## [Short task]
In your copy, leave out the pictures; write out all the data exactly.

###

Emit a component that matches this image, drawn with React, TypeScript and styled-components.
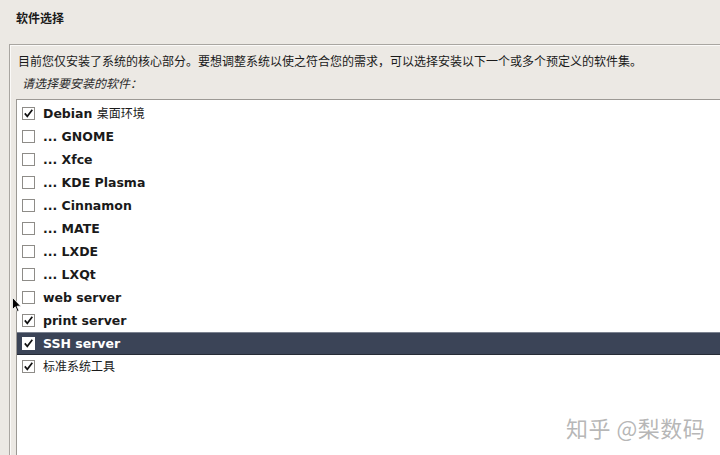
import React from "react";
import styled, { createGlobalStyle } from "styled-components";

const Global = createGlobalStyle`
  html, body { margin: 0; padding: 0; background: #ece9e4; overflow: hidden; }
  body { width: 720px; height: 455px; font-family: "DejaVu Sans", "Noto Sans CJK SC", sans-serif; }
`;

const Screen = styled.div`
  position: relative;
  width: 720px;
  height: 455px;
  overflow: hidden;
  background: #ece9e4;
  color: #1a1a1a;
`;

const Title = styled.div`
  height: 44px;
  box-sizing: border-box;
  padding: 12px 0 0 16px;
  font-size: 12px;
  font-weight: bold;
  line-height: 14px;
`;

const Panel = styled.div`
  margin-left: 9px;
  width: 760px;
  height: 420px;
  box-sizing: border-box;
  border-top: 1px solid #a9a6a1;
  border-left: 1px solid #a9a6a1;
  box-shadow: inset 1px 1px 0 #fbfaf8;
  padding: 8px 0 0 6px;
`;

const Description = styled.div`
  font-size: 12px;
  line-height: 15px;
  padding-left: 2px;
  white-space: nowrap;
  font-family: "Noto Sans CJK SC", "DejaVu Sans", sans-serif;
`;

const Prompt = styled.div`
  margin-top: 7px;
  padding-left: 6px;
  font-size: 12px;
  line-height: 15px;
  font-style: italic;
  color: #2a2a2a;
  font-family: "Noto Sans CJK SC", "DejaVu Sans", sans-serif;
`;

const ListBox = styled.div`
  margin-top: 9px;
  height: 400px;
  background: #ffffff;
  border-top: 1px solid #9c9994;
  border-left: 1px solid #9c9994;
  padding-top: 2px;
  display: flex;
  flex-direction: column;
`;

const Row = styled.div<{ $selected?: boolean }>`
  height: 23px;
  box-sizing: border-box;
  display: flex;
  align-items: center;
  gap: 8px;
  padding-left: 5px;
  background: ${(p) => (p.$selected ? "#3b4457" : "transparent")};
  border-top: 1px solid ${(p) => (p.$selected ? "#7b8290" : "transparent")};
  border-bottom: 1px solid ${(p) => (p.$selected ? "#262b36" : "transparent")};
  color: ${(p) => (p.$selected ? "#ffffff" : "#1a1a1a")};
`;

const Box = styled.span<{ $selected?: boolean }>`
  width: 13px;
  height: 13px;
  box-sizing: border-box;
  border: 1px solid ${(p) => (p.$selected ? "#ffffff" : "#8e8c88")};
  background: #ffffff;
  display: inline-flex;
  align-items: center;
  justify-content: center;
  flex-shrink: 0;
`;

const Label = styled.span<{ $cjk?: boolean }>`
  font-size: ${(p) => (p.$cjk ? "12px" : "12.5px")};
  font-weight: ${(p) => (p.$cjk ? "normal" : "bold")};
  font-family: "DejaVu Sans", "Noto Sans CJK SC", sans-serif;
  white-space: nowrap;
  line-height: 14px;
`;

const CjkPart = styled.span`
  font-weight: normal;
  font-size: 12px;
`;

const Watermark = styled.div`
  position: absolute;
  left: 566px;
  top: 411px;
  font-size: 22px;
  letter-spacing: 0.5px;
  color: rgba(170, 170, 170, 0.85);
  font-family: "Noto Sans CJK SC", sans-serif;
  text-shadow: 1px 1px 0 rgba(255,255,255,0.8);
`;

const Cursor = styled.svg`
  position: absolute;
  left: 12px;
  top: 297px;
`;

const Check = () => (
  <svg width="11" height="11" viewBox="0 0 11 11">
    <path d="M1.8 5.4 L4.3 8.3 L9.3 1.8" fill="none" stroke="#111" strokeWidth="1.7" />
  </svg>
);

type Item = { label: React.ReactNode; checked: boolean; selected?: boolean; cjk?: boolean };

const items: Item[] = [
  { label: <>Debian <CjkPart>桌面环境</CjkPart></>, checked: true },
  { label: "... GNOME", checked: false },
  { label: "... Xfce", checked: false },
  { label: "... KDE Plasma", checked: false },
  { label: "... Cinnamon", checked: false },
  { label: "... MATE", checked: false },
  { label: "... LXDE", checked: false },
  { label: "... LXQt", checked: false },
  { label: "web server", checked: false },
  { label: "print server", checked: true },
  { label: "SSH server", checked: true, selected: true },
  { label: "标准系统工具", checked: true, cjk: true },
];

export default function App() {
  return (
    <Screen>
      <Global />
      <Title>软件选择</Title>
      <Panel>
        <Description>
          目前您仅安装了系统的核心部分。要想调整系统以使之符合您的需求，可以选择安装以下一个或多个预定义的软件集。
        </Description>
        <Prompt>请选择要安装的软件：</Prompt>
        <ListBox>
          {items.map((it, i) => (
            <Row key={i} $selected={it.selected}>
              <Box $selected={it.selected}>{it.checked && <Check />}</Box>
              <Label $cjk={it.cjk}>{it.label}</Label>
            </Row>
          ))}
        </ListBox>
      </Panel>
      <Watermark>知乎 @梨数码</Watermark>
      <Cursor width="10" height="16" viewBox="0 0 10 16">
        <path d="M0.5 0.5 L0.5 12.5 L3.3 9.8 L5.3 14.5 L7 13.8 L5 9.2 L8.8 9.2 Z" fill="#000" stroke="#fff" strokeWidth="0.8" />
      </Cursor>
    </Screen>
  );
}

###

## [Output for this exercise]
Emit a component that matches this image, drawn with React, TypeScript and styled-components.
import React from "react";
import styled, { createGlobalStyle } from "styled-components";

const Global = createGlobalStyle`
  html, body { margin: 0; padding: 0; background: #ece9e4; overflow: hidden; }
  body { width: 720px; height: 455px; font-family: "DejaVu Sans", "Noto Sans CJK SC", sans-serif; }
`;

const Screen = styled.div`
  position: relative;
  width: 720px;
  height: 455px;
  overflow: hidden;
  background: #ece9e4;
  color: #1a1a1a;
`;

const Title = styled.div`
  height: 44px;
  box-sizing: border-box;
  padding: 12px 0 0 16px;
  font-size: 12px;
  font-weight: bold;
  line-height: 14px;
`;

const Panel = styled.div`
  margin-left: 9px;
  width: 760px;
  height: 420px;
  box-sizing: border-box;
  border-top: 1px solid #a9a6a1;
  border-left: 1px solid #a9a6a1;
  box-shadow: inset 1px 1px 0 #fbfaf8;
  padding: 8px 0 0 6px;
`;

const Description = styled.div`
  font-size: 12px;
  line-height: 15px;
  padding-left: 2px;
  white-space: nowrap;
  font-family: "Noto Sans CJK SC", "DejaVu Sans", sans-serif;
`;

const Prompt = styled.div`
  margin-top: 7px;
  padding-left: 6px;
  font-size: 12px;
  line-height: 15px;
  font-style: italic;
  color: #2a2a2a;
  font-family: "Noto Sans CJK SC", "DejaVu Sans", sans-serif;
`;

const ListBox = styled.div`
  margin-top: 9px;
  height: 400px;
  background: #ffffff;
  border-top: 1px solid #9c9994;
  border-left: 1px solid #9c9994;
  padding-top: 2px;
  display: flex;
  flex-direction: column;
`;

const Row = styled.div<{ $selected?: boolean }>`
  height: 23px;
  box-sizing: border-box;
  display: flex;
  align-items: center;
  gap: 8px;
  padding-left: 5px;
  background: ${(p) => (p.$selected ? "#3b4457" : "transparent")};
  border-top: 1px solid ${(p) => (p.$selected ? "#7b8290" : "transparent")};
  border-bottom: 1px solid ${(p) => (p.$selected ? "#262b36" : "transparent")};
  color: ${(p) => (p.$selected ? "#ffffff" : "#1a1a1a")};
`;

const Box = styled.span<{ $selected?: boolean }>`
  width: 13px;
  height: 13px;
  box-sizing: border-box;
  border: 1px solid ${(p) => (p.$selected ? "#ffffff" : "#8e8c88")};
  background: #ffffff;
  display: inline-flex;
  align-items: center;
  justify-content: center;
  flex-shrink: 0;
`;

const Label = styled.span<{ $cjk?: boolean }>`
  font-size: ${(p) => (p.$cjk ? "12px" : "12.5px")};
  font-weight: ${(p) => (p.$cjk ? "normal" : "bold")};
  font-family: "DejaVu Sans", "Noto Sans CJK SC", sans-serif;
  white-space: nowrap;
  line-height: 14px;
`;

const CjkPart = styled.span`
  font-weight: normal;
  font-size: 12px;
`;

const Watermark = styled.div`
  position: absolute;
  left: 566px;
  top: 411px;
  font-size: 22px;
  letter-spacing: 0.5px;
  color: rgba(170, 170, 170, 0.85);
  font-family: "Noto Sans CJK SC", sans-serif;
  text-shadow: 1px 1px 0 rgba(255,255,255,0.8);
`;

const Cursor = styled.svg`
  position: absolute;
  left: 12px;
  top: 297px;
`;

const Check = () => (
  <svg width="11" height="11" viewBox="0 0 11 11">
    <path d="M1.8 5.4 L4.3 8.3 L9.3 1.8" fill="none" stroke="#111" strokeWidth="1.7" />
  </svg>
);

type Item = { label: React.ReactNode; checked: boolean; selected?: boolean; cjk?: boolean };

const items: Item[] = [
  { label: <>Debian <CjkPart>桌面环境</CjkPart></>, checked: true },
  { label: "... GNOME", checked: false },
  { label: "... Xfce", checked: false },
  { label: "... KDE Plasma", checked: false },
  { label: "... Cinnamon", checked: false },
  { label: "... MATE", checked: false },
  { label: "... LXDE", checked: false },
  { label: "... LXQt", checked: false },
  { label: "web server", checked: false },
  { label: "print server", checked: true },
  { label: "SSH server", checked: true, selected: true },
  { label: "标准系统工具", checked: true, cjk: true },
];

export default function App() {
  return (
    <Screen>
      <Global />
      <Title>软件选择</Title>
      <Panel>
        <Description>
          目前您仅安装了系统的核心部分。要想调整系统以使之符合您的需求，可以选择安装以下一个或多个预定义的软件集。
        </Description>
        <Prompt>请选择要安装的软件：</Prompt>
        <ListBox>
          {items.map((it, i) => (
            <Row key={i} $selected={it.selected}>
              <Box $selected={it.selected}>{it.checked && <Check />}</Box>
              <Label $cjk={it.cjk}>{it.label}</Label>
            </Row>
          ))}
        </ListBox>
      </Panel>
      <Watermark>知乎 @梨数码</Watermark>
      <Cursor width="10" height="16" viewBox="0 0 10 16">
        <path d="M0.5 0.5 L0.5 12.5 L3.3 9.8 L5.3 14.5 L7 13.8 L5 9.2 L8.8 9.2 Z" fill="#000" stroke="#fff" strokeWidth="0.8" />
      </Cursor>
    </Screen>
  );
}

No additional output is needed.